Problem requirements = Copy the material that follows word for word and omit its pictures.

Supplied information =
==========

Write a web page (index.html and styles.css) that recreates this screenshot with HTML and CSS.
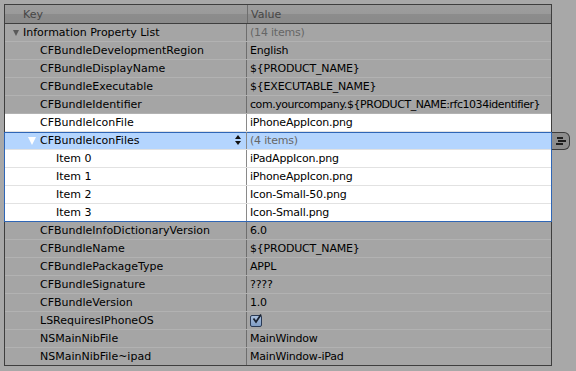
FILE: index.html
```html
<!DOCTYPE html>
<html>
<head>
<meta charset="utf-8">
<link rel="stylesheet" href="styles.css">
</head>
<body>
<div class="plist">
  <div class="head">
    <div class="kcol"><span class="htext">Key</span></div>
    <div class="vcol"><span class="htext">Value</span></div>
  </div>
  <div class="row"><div class="key l0"><span class="tri"></span>Information Property List</div><div class="val dim">(14 items)</div></div>
  <div class="row"><div class="key l1">CFBundleDevelopmentRegion</div><div class="val">English</div></div>
  <div class="row"><div class="key l1">CFBundleDisplayName</div><div class="val">${PRODUCT_NAME}</div></div>
  <div class="row"><div class="key l1">CFBundleExecutable</div><div class="val">${EXECUTABLE_NAME}</div></div>
  <div class="row"><div class="key l1">CFBundleIdentifier</div><div class="val tight">com.yourcompany.${PRODUCT_NAME:rfc1034identifier}</div></div>
  <div class="row white"><div class="key l1">CFBundleIconFile</div><div class="val">iPhoneAppIcon.png</div></div>
  <div class="group">
    <div class="row sel"><div class="key l1b"><span class="tri wtri"></span>CFBundleIconFiles<span class="stepper"><span class="up"></span><span class="dn"></span></span></div><div class="val dim">(4 items)</div></div>
    <div class="row white"><div class="key l2">Item 0</div><div class="val">iPadAppIcon.png</div></div>
    <div class="row white"><div class="key l2">Item 1</div><div class="val">iPhoneAppIcon.png</div></div>
    <div class="row white"><div class="key l2">Item 2</div><div class="val">Icon-Small-50.png</div></div>
    <div class="row white last"><div class="key l2">Item 3</div><div class="val">Icon-Small.png</div></div>
    <div class="menubtn"><span class="b1"></span><span class="b2"></span><span class="b3"></span></div>
  </div>
  <div class="row"><div class="key l1">CFBundleInfoDictionaryVersion</div><div class="val">6.0</div></div>
  <div class="row"><div class="key l1">CFBundleName</div><div class="val">${PRODUCT_NAME}</div></div>
  <div class="row"><div class="key l1">CFBundlePackageType</div><div class="val">APPL</div></div>
  <div class="row"><div class="key l1">CFBundleSignature</div><div class="val">????</div></div>
  <div class="row"><div class="key l1">CFBundleVersion</div><div class="val">1.0</div></div>
  <div class="row"><div class="key l1">LSRequiresIPhoneOS</div><div class="val"><span class="check"><svg width="12" height="12" viewBox="0 0 12 12"><path d="M2.5 5.5 L5 9 L10 1.5" fill="none" stroke="#1a2230" stroke-width="1.8"/></svg></span></div></div>
  <div class="row"><div class="key l1">NSMainNibFile</div><div class="val">MainWindow</div></div>
  <div class="row lastrow"><div class="key l1">NSMainNibFile~ipad</div><div class="val">MainWindow-iPad</div></div>
</div>
</body>
</html>
```
FILE: styles.css
```css
html, body {
  margin: 0;
  padding: 0;
  background: #a8a8a8;
  width: 576px;
  height: 371px;
  overflow: hidden;
}
body {
  font-family: "DejaVu Sans", "Lucida Grande", sans-serif;
  font-size: 11px;
  color: #000;
}
.plist {
  margin: 4px 0 0 4px;
  width: 546px;
  border: 1px solid #3e3e3e;
  background: #a5a5a5;
  position: relative;
}
.head {
  display: flex;
  height: 18px;
  background: linear-gradient(#9d9d9d 0%, #9a9a9a 50%, #8c8c8c 51%, #8a8a8a 100%);
  border-bottom: 1px solid #3e3e3e;
}
.kcol {
  width: 242px;
  border-right: 1px solid #6e6e6e;
  display: flex;
  align-items: center;
}
.vcol {
  flex: 1;
  display: flex;
  align-items: center;
}
.htext {
  color: #464646;
  padding-left: 18px;
}
.vcol .htext { padding-left: 3px; }
.row {
  display: flex;
  height: 17px;
  border-bottom: 1px solid #b2b2b2;
  line-height: 17px;
}
.row.lastrow { border-bottom: none; }
.key {
  width: 242px;
  border-right: 1px solid #6e6e6e;
  white-space: nowrap;
  position: relative;
  box-sizing: border-box;
}
.val {
  flex: 1;
  padding-left: 3px;
  white-space: nowrap;
  overflow: hidden;
  letter-spacing: -0.2px;
}
.val.tight { letter-spacing: -0.45px; }
.dim { color: #666; }
.l0 { padding-left: 8px; display: flex; align-items: center; }
.l1 { padding-left: 35px; }
.l1b { padding-left: 23px; display: flex; align-items: center; }
.l2 { padding-left: 51px; }
.tri {
  display: inline-block;
  width: 0;
  height: 0;
  border-left: 3.5px solid transparent;
  border-right: 3.5px solid transparent;
  border-top: 6px solid #5a5a5a;
  margin-right: 4px;
  margin-top: 1px;
}
.wtri {
  border-left-width: 4px;
  border-right-width: 4px;
  border-top: 8px solid #fff;
  margin-right: 4px;
}
.white { background: #fff; border-bottom-color: #e2e2e2; }
.white .key { border-right-color: #8a8a8a; }
.sel { background: #b4d5fe; border-bottom-color: #e2e2e2; }
.sel .key { border-right-color: #8a8a8a; }
.group {
  position: relative;
  margin: 0 -1px;
  padding: 0 1px;
  outline: 1px solid #2f66b6;
  outline-offset: -1px;
}
.group .row.last { border-bottom: 1px solid #b2b2b2; }
.stepper {
  position: absolute;
  right: 5px;
  top: 3px;
  display: flex;
  flex-direction: column;
  gap: 2px;
}
.up, .dn {
  width: 0;
  height: 0;
  border-left: 3px solid transparent;
  border-right: 3px solid transparent;
}
.up { border-bottom: 4px solid #111; }
.dn { border-top: 4px solid #111; }
.check {
  display: inline-block;
  width: 10px;
  height: 10px;
  margin-top: 3px;
  border: 1px solid #2a3a55;
  border-radius: 2px;
  background: linear-gradient(#aabfdc, #7f9cc4);
  position: relative;
  vertical-align: top;
}
.check svg {
  position: absolute;
  left: 0;
  top: -3px;
}
.menubtn {
  position: absolute;
  left: 548px;
  top: 0;
  width: 18px;
  height: 18px;
  background: #8d8d8d;
  border: 1px solid #3a3a3a;
  border-left: none;
  border-radius: 0 6px 6px 0;
  display: flex;
  flex-direction: column;
  justify-content: center;
  align-items: flex-start;
  gap: 1px;
  padding-left: 4px;
  box-sizing: border-box;
}
.menubtn span {
  height: 2px;
  background: #1e1e1e;
  display: block;
}
.b1 { width: 6px; margin-left: 1px; }
.b2 { width: 8px; margin-left: 2px; }
.b3 { width: 7px; margin-left: 0px; }
```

==========

Exercise response =
Write a web page (index.html and styles.css) that recreates this screenshot with HTML and CSS.
FILE: index.html
```html
<!DOCTYPE html>
<html>
<head>
<meta charset="utf-8">
<link rel="stylesheet" href="styles.css">
</head>
<body>
<div class="plist">
  <div class="head">
    <div class="kcol"><span class="htext">Key</span></div>
    <div class="vcol"><span class="htext">Value</span></div>
  </div>
  <div class="row"><div class="key l0"><span class="tri"></span>Information Property List</div><div class="val dim">(14 items)</div></div>
  <div class="row"><div class="key l1">CFBundleDevelopmentRegion</div><div class="val">English</div></div>
  <div class="row"><div class="key l1">CFBundleDisplayName</div><div class="val">${PRODUCT_NAME}</div></div>
  <div class="row"><div class="key l1">CFBundleExecutable</div><div class="val">${EXECUTABLE_NAME}</div></div>
  <div class="row"><div class="key l1">CFBundleIdentifier</div><div class="val tight">com.yourcompany.${PRODUCT_NAME:rfc1034identifier}</div></div>
  <div class="row white"><div class="key l1">CFBundleIconFile</div><div class="val">iPhoneAppIcon.png</div></div>
  <div class="group">
    <div class="row sel"><div class="key l1b"><span class="tri wtri"></span>CFBundleIconFiles<span class="stepper"><span class="up"></span><span class="dn"></span></span></div><div class="val dim">(4 items)</div></div>
    <div class="row white"><div class="key l2">Item 0</div><div class="val">iPadAppIcon.png</div></div>
    <div class="row white"><div class="key l2">Item 1</div><div class="val">iPhoneAppIcon.png</div></div>
    <div class="row white"><div class="key l2">Item 2</div><div class="val">Icon-Small-50.png</div></div>
    <div class="row white last"><div class="key l2">Item 3</div><div class="val">Icon-Small.png</div></div>
    <div class="menubtn"><span class="b1"></span><span class="b2"></span><span class="b3"></span></div>
  </div>
  <div class="row"><div class="key l1">CFBundleInfoDictionaryVersion</div><div class="val">6.0</div></div>
  <div class="row"><div class="key l1">CFBundleName</div><div class="val">${PRODUCT_NAME}</div></div>
  <div class="row"><div class="key l1">CFBundlePackageType</div><div class="val">APPL</div></div>
  <div class="row"><div class="key l1">CFBundleSignature</div><div class="val">????</div></div>
  <div class="row"><div class="key l1">CFBundleVersion</div><div class="val">1.0</div></div>
  <div class="row"><div class="key l1">LSRequiresIPhoneOS</div><div class="val"><span class="check"><svg width="12" height="12" viewBox="0 0 12 12"><path d="M2.5 5.5 L5 9 L10 1.5" fill="none" stroke="#1a2230" stroke-width="1.8"/></svg></span></div></div>
  <div class="row"><div class="key l1">NSMainNibFile</div><div class="val">MainWindow</div></div>
  <div class="row lastrow"><div class="key l1">NSMainNibFile~ipad</div><div class="val">MainWindow-iPad</div></div>
</div>
</body>
</html>
```
FILE: styles.css
```css
html, body {
  margin: 0;
  padding: 0;
  background: #a8a8a8;
  width: 576px;
  height: 371px;
  overflow: hidden;
}
body {
  font-family: "DejaVu Sans", "Lucida Grande", sans-serif;
  font-size: 11px;
  color: #000;
}
.plist {
  margin: 4px 0 0 4px;
  width: 546px;
  border: 1px solid #3e3e3e;
  background: #a5a5a5;
  position: relative;
}
.head {
  display: flex;
  height: 18px;
  background: linear-gradient(#9d9d9d 0%, #9a9a9a 50%, #8c8c8c 51%, #8a8a8a 100%);
  border-bottom: 1px solid #3e3e3e;
}
.kcol {
  width: 242px;
  border-right: 1px solid #6e6e6e;
  display: flex;
  align-items: center;
}
.vcol {
  flex: 1;
  display: flex;
  align-items: center;
}
.htext {
  color: #464646;
  padding-left: 18px;
}
.vcol .htext { padding-left: 3px; }
.row {
  display: flex;
  height: 17px;
  border-bottom: 1px solid #b2b2b2;
  line-height: 17px;
}
.row.lastrow { border-bottom: none; }
.key {
  width: 242px;
  border-right: 1px solid #6e6e6e;
  white-space: nowrap;
  position: relative;
  box-sizing: border-box;
}
.val {
  flex: 1;
  padding-left: 3px;
  white-space: nowrap;
  overflow: hidden;
  letter-spacing: -0.2px;
}
.val.tight { letter-spacing: -0.45px; }
.dim { color: #666; }
.l0 { padding-left: 8px; display: flex; align-items: center; }
.l1 { padding-left: 35px; }
.l1b { padding-left: 23px; display: flex; align-items: center; }
.l2 { padding-left: 51px; }
.tri {
  display: inline-block;
  width: 0;
  height: 0;
  border-left: 3.5px solid transparent;
  border-right: 3.5px solid transparent;
  border-top: 6px solid #5a5a5a;
  margin-right: 4px;
  margin-top: 1px;
}
.wtri {
  border-left-width: 4px;
  border-right-width: 4px;
  border-top: 8px solid #fff;
  margin-right: 4px;
}
.white { background: #fff; border-bottom-color: #e2e2e2; }
.white .key { border-right-color: #8a8a8a; }
.sel { background: #b4d5fe; border-bottom-color: #e2e2e2; }
.sel .key { border-right-color: #8a8a8a; }
.group {
  position: relative;
  margin: 0 -1px;
  padding: 0 1px;
  outline: 1px solid #2f66b6;
  outline-offset: -1px;
}
.group .row.last { border-bottom: 1px solid #b2b2b2; }
.stepper {
  position: absolute;
  right: 5px;
  top: 3px;
  display: flex;
  flex-direction: column;
  gap: 2px;
}
.up, .dn {
  width: 0;
  height: 0;
  border-left: 3px solid transparent;
  border-right: 3px solid transparent;
}
.up { border-bottom: 4px solid #111; }
.dn { border-top: 4px solid #111; }
.check {
  display: inline-block;
  width: 10px;
  height: 10px;
  margin-top: 3px;
  border: 1px solid #2a3a55;
  border-radius: 2px;
  background: linear-gradient(#aabfdc, #7f9cc4);
  position: relative;
  vertical-align: top;
}
.check svg {
  position: absolute;
  left: 0;
  top: -3px;
}
.menubtn {
  position: absolute;
  left: 548px;
  top: 0;
  width: 18px;
  height: 18px;
  background: #8d8d8d;
  border: 1px solid #3a3a3a;
  border-left: none;
  border-radius: 0 6px 6px 0;
  display: flex;
  flex-direction: column;
  justify-content: center;
  align-items: flex-start;
  gap: 1px;
  padding-left: 4px;
  box-sizing: border-box;
}
.menubtn span {
  height: 2px;
  background: #1e1e1e;
  display: block;
}
.b1 { width: 6px; margin-left: 1px; }
.b2 { width: 8px; margin-left: 2px; }
.b3 { width: 7px; margin-left: 0px; }
```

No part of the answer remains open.